Profits are not only dollars to the bottom line in a given month or quarter. Profits can also be measured in terms of research, education and knowledge that pay dividends for years afterwards. With the right tools, universities educate students and conduct the research that makes the future greener for the horticulture industry in more ways than one.
At Clemson University’s Biosystems Research Complex in Clemson, South Carolina, greenhouse manager Taylor Martin oversees space used for a large variety of crops, including poinsettias, tomatoes, tobacco, cotton, peach trees, weeds and turfgrass. Every day of the year, he works to improve these crops’ growing conditions using 1,000-watt metal halide lights from PARsource.
The complex has been using PARsource supplemental lighting since the early 2000s, says Martin, who began in his role two years ago. “Most all of our greenhouses have grow lights in them, so [on] cloudy days or even in the wintertime when we need longer day length, we use them,” he says. “It’s been working out really well for us.”
The lights run every day of the week in most of the greenhouses, Martin says.

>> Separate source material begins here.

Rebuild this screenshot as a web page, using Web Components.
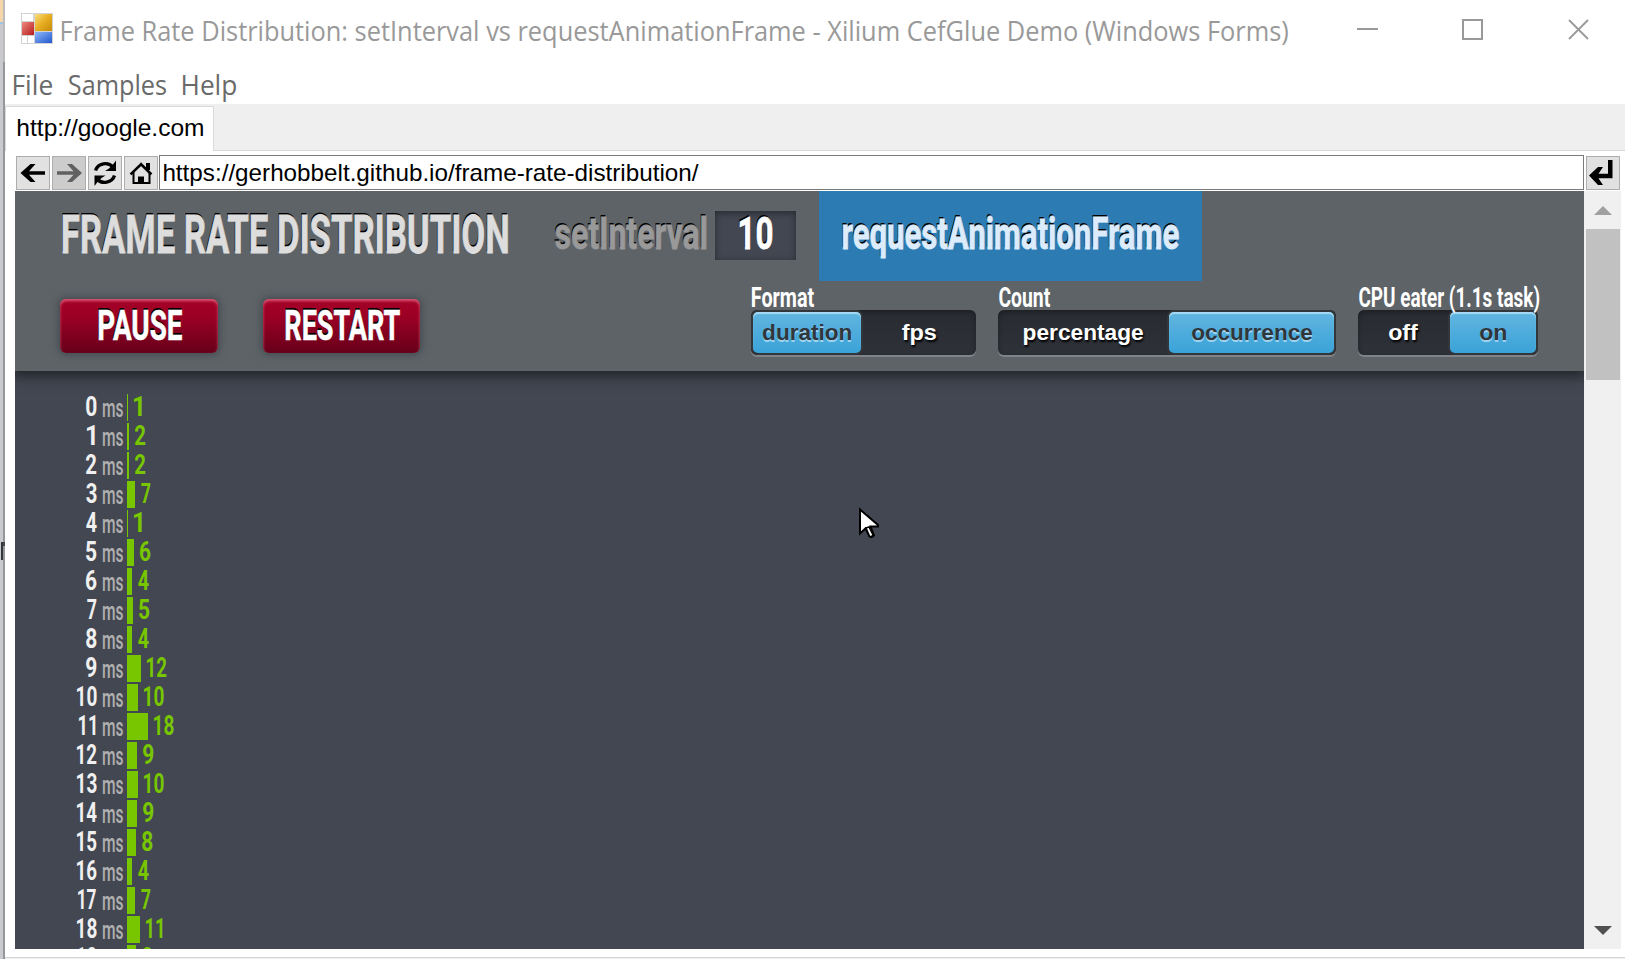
<!DOCTYPE html>
<html lang="en">
<head>
<meta charset="utf-8">
<title>Frame Rate Distribution</title>
<style>
html, body { margin: 0; padding: 0; }
body { width: 1625px; height: 959px; overflow: hidden; background: #fff; font-family: "Liberation Sans", sans-serif; }
</style>
</head>
<body>
<app-window></app-window>
<script>
const make = (host, html) => { host.attachShadow({ mode: "open" }).innerHTML = html; };

/* One line of text whose ink is stretched to exactly `w` pixels. */
class FitText extends HTMLElement {
  connectedCallback() {
    if (this.shadowRoot) return;
    make(this, `<style>:host{display:block;flex:none;white-space:pre;line-height:1}
      span{display:inline-block;transform-origin:0 0;vertical-align:top}</style><span><slot></slot></span>`);
    const w = +this.getAttribute("w");
    this.style.width = w + "px";
    const cs = getComputedStyle(this);
    const ctx = document.createElement("canvas").getContext("2d");
    /* measured at ten times the size, since ink boxes come back rounded */
    ctx.font = cs.fontWeight + " " + parseFloat(cs.fontSize) * 10 + "px " + cs.fontFamily;
    const m = ctx.measureText(this.textContent);
    const left = m.actualBoundingBoxLeft / 10, ink = left + m.actualBoundingBoxRight / 10;
    const k = w / ink;
    this.shadowRoot.querySelector("span").style.transform = `translateX(${left * k}px) scaleX(${k})`;
  }
}

class DesktopEdge extends HTMLElement {
  connectedCallback() {
    make(this, `<style>:host{display:flex;flex:none;width:5px;height:959px}
      .a{width:3px;display:flex;flex-direction:column;background:#c9cacf}
      .a i:nth-child(1){height:22px;background:#f6d5a8}.a i:nth-child(2){height:2px;background:#9cc3ea}
      .a i:nth-child(3){height:518px}.a i:nth-child(4){height:18px;background:#33363b;margin-left:1px}
      .b{width:2px;background:linear-gradient(#bbb 0 62px,#96979b 62px 542px,#44474c 542px 546px,#96979b 546px)}</style>
      <div class="a"><i></i><i></i><i></i><i></i></div><div class="b"></div>`);
  }
}

class TitleBar extends HTMLElement {
  connectedCallback() {
    make(this, `<style>:host{display:flex;height:66px;color:#999;font:27px "Open Sans",sans-serif}
      .logo{margin:13px 9px 0 16px;flex:none}
      fit-text{margin-top:17px}
      svg{flex:none}.min{margin:28px 0 0 69px}.max{margin:19px 0 0 84px}.x{margin:19px 0 0 85px}</style>
      <svg class="logo" width="32" height="31" viewBox="0 0 32 31">
        <defs>
          <linearGradient id="r" x2="1" y2="1"><stop stop-color="#ee8a80"/><stop offset="1" stop-color="#b61c1c"/></linearGradient>
          <linearGradient id="y" x2="1" y2="1"><stop stop-color="#fbdc7c"/><stop offset=".5" stop-color="#e6ad20"/><stop offset="1" stop-color="#c48a0c"/></linearGradient>
          <linearGradient id="b" x2="1" y2="1"><stop stop-color="#8db8fa"/><stop offset="1" stop-color="#2257cc"/></linearGradient>
        </defs>
        <rect width="32" height="31" fill="#d3d3d3"/>
        <rect x="1" y="1" width="11" height="7" fill="#fff"/>
        <rect x="1" y="9" width="12" height="13" fill="url(#r)"/>
        <rect x="14" y="1" width="17" height="17" fill="url(#y)"/>
        <rect x="14" y="19" width="17" height="11" fill="url(#b)"/>
        <rect x="1" y="23" width="5" height="7" fill="#fff"/><rect x="7" y="23" width="6" height="7" fill="#fff"/>
      </svg>
      <fit-text w="1226">Frame Rate Distribution: setInterval vs requestAnimationFrame - Xilium CefGlue Demo (Windows Forms)</fit-text>
      <svg class="min" width="21" height="2"><rect width="21" height="2" fill="#999"/></svg>
      <svg class="max" width="21" height="21"><rect x="1" y="1" width="19" height="19" fill="none" stroke="#999" stroke-width="2"/></svg>
      <svg class="x" width="21" height="21"><path d="M1 1L20 20M20 1L1 20" stroke="#999" stroke-width="1.8"/></svg>`);
  }
}

class MenuBar extends HTMLElement {
  connectedCallback() {
    make(this, `<style>:host{display:flex;height:38px;color:#6a6a6a;font:26.5px "Open Sans",sans-serif}
      fit-text{margin-top:6px}</style>
      <fit-text w="38" style="margin-left:9px">File</fit-text>
      <fit-text w="97" style="margin-left:16.500px">Samples</fit-text>
      <fit-text w="53" style="margin-left:17.500px">Help</fit-text>`);
  }
}

class TabStrip extends HTMLElement {
  connectedCallback() {
    make(this, `<style>:host{display:flex;height:47px;background:#efefef;font-size:24px;color:#000}
      .tab{box-sizing:border-box;flex:none;width:209px;height:45px;margin-top:2px;background:#fff;border:1px solid #d9d9d9;border-bottom:0;padding:9px 0 0 11.500px}
      .rest{flex:1;border-bottom:1px solid #d9d9d9}</style>
      <div class="tab"><fit-text w="185">http://google.com</fit-text></div><div class="rest"></div>`);
  }
}

const ICONS = {
  back: `<path d="M4.500 17L14.500 8H19.500L13 15.200H29V18.800H13L19.500 26H14.500Z"/>`,
  forward: `<path d="M30 17L20 8H15L21.500 15.200H5V18.800H21.500L15 26H20Z" fill="#606060"/>`,
  reload: `<g fill="none" stroke="#000" stroke-width="3.400"><path d="M7.500 14.500C10 7 20 5.500 25 11"/><path d="M26.500 19.500C24 27 14 28.500 9 23"/></g><path d="M28 4.500V15H17L21 12.500L25 8.500ZM6.500 30V19.500H17.500L13.500 22L9.500 26Z"/>`,
  home: `<path d="M17 8.300L26.500 17.500M17 8.300L7.500 17.500" stroke="#000" stroke-width="2.600" stroke-linecap="square"/><path d="M22 7h4v7h-4z"/><path d="M9.500 16V27H25.500V16" fill="none" stroke="#000" stroke-width="2"/><path d="M14 20.500h6v7.500h-6z"/>`,
  enter: `<path d="M3 19.500L12 11H17L12.500 17.800H22V4H26.500V22.200H12.500L17 29H12Z"/>`
};
class NavButton extends HTMLElement {
  connectedCallback() {
    const n = this.getAttribute("icon");
    make(this, `<style>:host{display:block;flex:none;box-sizing:border-box;width:34px;height:34px;margin:1px 2px 0 0;border:1px solid #adadad;background:${n === "forward" ? "#ccc" : "#e1e1e1"}}
      svg{display:block;margin:-1px}</style><svg width="34" height="34">${ICONS[n]}</svg>`);
  }
}
class NavBar extends HTMLElement {
  connectedCallback() {
    make(this, `<style>:host{display:flex;height:36px;padding:4px 0 0 11px;font-size:24px;color:#000;background:#fff}
      .url{box-sizing:border-box;width:1425px;height:35px;border:1px solid #7a7a7a;margin:0 2px 0 -1px;padding:5px 0 0 3.500px;flex:none}</style>
      <nav-button icon="back"></nav-button><nav-button icon="forward"></nav-button><nav-button icon="reload"></nav-button><nav-button icon="home"></nav-button>
      <div class="url"><fit-text w="534.500">https://gerhobbelt.github.io/frame-rate-distribution/</fit-text></div>
      <nav-button icon="enter"></nav-button>`);
  }
}

class PushButton extends HTMLElement {
  connectedCallback() {
    make(this, `<style>:host{display:flex;justify-content:center;box-sizing:border-box;flex:none;height:54px;padding:5px 0 0 2px;border-radius:6px;color:#fff;font-size:43px;font-weight:700;-webkit-text-stroke:.6px;
      background:linear-gradient(#a60028,#9a0024 35%,#66001a);text-shadow:-1px -2px 0 #000;
      box-shadow:0 0 7px 2px rgba(50,60,66,.6),inset 0 2px 3px rgba(255,150,170,.6)}</style><slot></slot>`);
  }
}

class ToggleSwitch extends HTMLElement {
  connectedCallback() {
    make(this, `<style>:host{display:block;flex:none}
      .lab{box-sizing:border-box;padding:2px 0 0 .5px;color:#fff;font-size:27px;font-weight:700;height:27px;display:flex}
      .sw{box-sizing:border-box;display:flex;height:45px;padding:2px;border-radius:6px;background:linear-gradient(#282b30,#2e3138);
        box-shadow:inset 0 2px 5px rgba(0,0,0,.3),0 2px 0 #808488}</style>
      <div class="lab"><slot name="label"></slot></div><div class="sw"><slot></slot></div>`);
  }
}
class ToggleOption extends HTMLElement {
  connectedCallback() {
    const on = this.hasAttribute("on");
    make(this, `<style>:host{display:flex;justify-content:center;box-sizing:border-box;flex:none;height:41px;padding-top:10px;font:700 22.400px "Liberation Sans",sans-serif;
      ${on ? "color:#30363b;border-radius:5px;background:linear-gradient(#62b5e0,#3aa3d8);text-shadow:0 2px 0 rgba(190,225,245,.75);box-shadow:0 0 0 2px #33373c,inset 0 2px 1px rgba(190,230,250,.75)"
           : "color:#fff;text-shadow:1px 2px 2px #000"}}</style><slot></slot>`);
  }
}

class FrameHeader extends HTMLElement {
  connectedCallback() {
    make(this, `<style>:host{display:block;flex:none;position:relative;height:180px;background:#5e6367;font-family:Roboto,sans-serif;font-weight:700;box-shadow:0 3px 12px 2px rgba(20,22,26,.75)}
      .top{display:flex;height:90px;-webkit-text-stroke:.8px}
      .title{font-size:53.500px;color:#ddd;margin:17px 0 0 47.500px;text-shadow:-1px -2px 0 #000}
      .si{font-size:44px;color:#999;margin:21px 0 0 47px;text-shadow:-1px -2.500px 0 #000}
      .num{box-sizing:border-box;width:81px;height:49px;margin:20px 23px 0 9.500px;padding:1px 0 0 25px;background:#434751;color:#fff;font-size:44px;text-shadow:-1px -2px 0 #000;box-shadow:inset 0 2px 7px #272a30}
      .raf{box-sizing:border-box;width:383px;height:90px;padding:20.500px 0 0 24px;background:#2d7bb3;color:#dcecfc;font-size:44px;text-shadow:-1px -2.500px 0 #000}
      .bot{display:flex}
      push-button{margin-top:18px}
      toggle-switch{margin-top:2px}</style>
      <div class="top">
        <fit-text class="title" w="445">FRAME RATE DISTRIBUTION</fit-text>
        <fit-text class="si" w="151">setInterval</fit-text>
        <div class="num"><fit-text w="32">10</fit-text></div>
        <div class="raf"><fit-text w="335.500">requestAnimationFrame</fit-text></div>
      </div>
      <div class="bot">
        <push-button style="width:158px;margin-left:45px"><fit-text w="83">PAUSE</fit-text></push-button>
        <push-button style="width:157px;margin-left:45px"><fit-text w="114">RESTART</fit-text></push-button>
        <toggle-switch style="width:225px;margin-left:331px"><fit-text slot="label" w="62">Format</fit-text>
          <toggle-option on style="width:108px"><fit-text w="88">duration</fit-text></toggle-option><toggle-option style="width:116px"><fit-text w="34">fps</fit-text></toggle-option></toggle-switch>
        <toggle-switch style="width:338px;margin-left:22px"><fit-text slot="label" w="51">Count</fit-text>
          <toggle-option style="width:169px;padding-right:3px"><fit-text w="119">percentage</fit-text></toggle-option><toggle-option on style="width:165px"><fit-text w="120">occurrence</fit-text></toggle-option></toggle-switch>
        <toggle-switch style="width:180px;margin-left:22px"><fit-text slot="label" w="180">CPU eater (1.1s task)</fit-text>
          <toggle-option style="width:90px;padding-right:3px"><fit-text w="29">off</fit-text></toggle-option><toggle-option on style="width:86px"><fit-text w="26">on</fit-text></toggle-option></toggle-switch>
      </div>`);
  }
}

class HistogramRow extends HTMLElement {
  connectedCallback() {
    const a = n => this.getAttribute(n), ms = a("ms"), c = a("count");
    const wide = s => s === "11" ? 16.500 : s === "17" ? 18 : s.length > 1 ? 19.500 : s === "1" ? 8 : s === "7" ? 9.500 : 10.500;
    make(this, `<style>:host{display:flex;flex:none;height:29px;font-family:Roboto,sans-serif;color:#f0f0f0}
      .n{width:${ms.endsWith("1") ? 80 : 81}px;display:flex;justify-content:flex-end;font-size:27.500px;font-weight:700;margin:-1px ${ms.endsWith("1") ? 1 : 0}px 0 0}
      .u{margin:1.500px 4.500px 0 6.500px;color:#b0b0b0;font-size:25px;font-weight:500}
      .bar{height:27px;background:#77c600;flex:none}
      .c{color:#77c600;font-size:27.500px;font-weight:700;margin:-1px 0 0 6px}</style>
      <div class="n"><fit-text w="${wide(ms)}">${ms}</fit-text></div><fit-text class="u" w="20">ms</fit-text>
      <div class="bar" style="width:${a("bar")}px"></div><fit-text class="c" w="${wide(c)}">${c}</fit-text>`);
  }
}
class HistogramChart extends HTMLElement {
  connectedCallback() {
    const rows = [[1,1],[2,2],[2,2],[7,8],[1,1],[6,7],[4,5],[5,6],[4,5],[12,14],[10,11],[18,21],[9,10],[10,11],[9,10],[8,9],[4,5],[7,8],[11,13],[8,9]];
    make(this, `<style>:host{display:flex;flex-direction:column;padding-top:23px}</style>` +
      rows.map(([c, b], i) => `<histogram-row ms="${i}" count="${c}" bar="${b}"></histogram-row>`).join(""));
  }
}

class ScrollBar extends HTMLElement {
  connectedCallback() {
    make(this, `<style>:host{display:flex;flex-direction:column;align-items:center;flex:none;width:37px;height:758px;background:#f0f0f0}
      .thumb{width:34px;height:151px;background:#c1c1c1;margin-top:14px}
      svg{flex:none}.up{margin-top:15px}.dn{margin:auto 0 14px}</style>
      <svg class="up" width="18" height="9"><path d="M9 0L18 9H0Z" fill="#a0a0a0"/></svg>
      <div class="thumb"></div>
      <svg class="dn" width="18" height="9"><path d="M0 0H18L9 9Z" fill="#505050"/></svg>`);
  }
}

class AppWindow extends HTMLElement {
  connectedCallback() {
    make(this, `<style>:host{display:flex;position:relative;width:1625px;height:959px;overflow:hidden}
      .win{flex:1;min-width:0;display:flex;flex-direction:column;background:#fff}
      .view{display:flex;height:758px;margin-left:10px}
      .page{width:1569px;height:758px;background:#434751;overflow:hidden;flex:none;display:flex;flex-direction:column}
      .foot{margin-top:8px;height:1px;background:#d4d4d4;border-bottom:1px solid #efefef;flex:none}
      .ptr{position:absolute;left:858px;top:507px}</style>
      <desktop-edge></desktop-edge>
      <div class="win">
        <title-bar></title-bar><menu-bar></menu-bar><tab-strip></tab-strip><nav-bar></nav-bar>
        <div class="view"><div class="page"><frame-header></frame-header><histogram-chart></histogram-chart></div><scroll-bar></scroll-bar></div>
        <div class="foot"></div>
      </div>
      <svg class="ptr" width="22" height="33"><path d="M2 2.500V26.500L7.500 21.500L11.500 29.500Q14 31 16 28.500L12.500 19.500H20V18Z" fill="#fff" stroke="#000" stroke-width="2"/><path d="M8 21L11 20L15 28Q13.500 30.500 11.500 29Z" fill="#fff" stroke="#000" stroke-width="1.500"/></svg>`);
  }
}

[["fit-text", FitText], ["desktop-edge", DesktopEdge], ["title-bar", TitleBar], ["menu-bar", MenuBar], ["tab-strip", TabStrip],
 ["nav-button", NavButton], ["nav-bar", NavBar], ["push-button", PushButton], ["toggle-option", ToggleOption], ["toggle-switch", ToggleSwitch],
 ["frame-header", FrameHeader], ["histogram-row", HistogramRow], ["histogram-chart", HistogramChart], ["scroll-bar", ScrollBar], ["app-window", AppWindow]
].forEach(([n, c]) => customElements.define(n, c));
</script>
</body>
</html>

They are on light sensors, so if the natural sunlight levels fall below a certain point on a cloudy day, the lights will turn on. Light levels are also adjusted to accommodate the needs of horticulturists, agriculturists and turfgrass scientists from the university who rent out greenhouse space at the Biosystems Research Complex.
Poinsettias are set to different light conditions throughout the season, Martin says, adding that he recently worked with a student who had been growing poinsettias under long day conditions in August to prevent the plants from flowering.
“Their grow lights come on below — I think it was 200 watts per meter squared,” Martin says. “The time period starts two hours before dusk, and then it shuts off at 12 midnight. So, from dusk until midnight, their grow lights are burning just so that the plants won’t flower.” Later in the year, Martin says, the growers will switch to a blackout cloth to get shorter days.
Martin says he believes that in the nearly 15 years the Biosystems Research Complex has been open, it has been working with PARsource. In the two years he has been working with PARsource national sales manager Jud McCall, Martin says the lighting supplier has been great to work with. “All I do is shoot him an email, and he’s super fast,” he says. “It’s been really easy working with him.”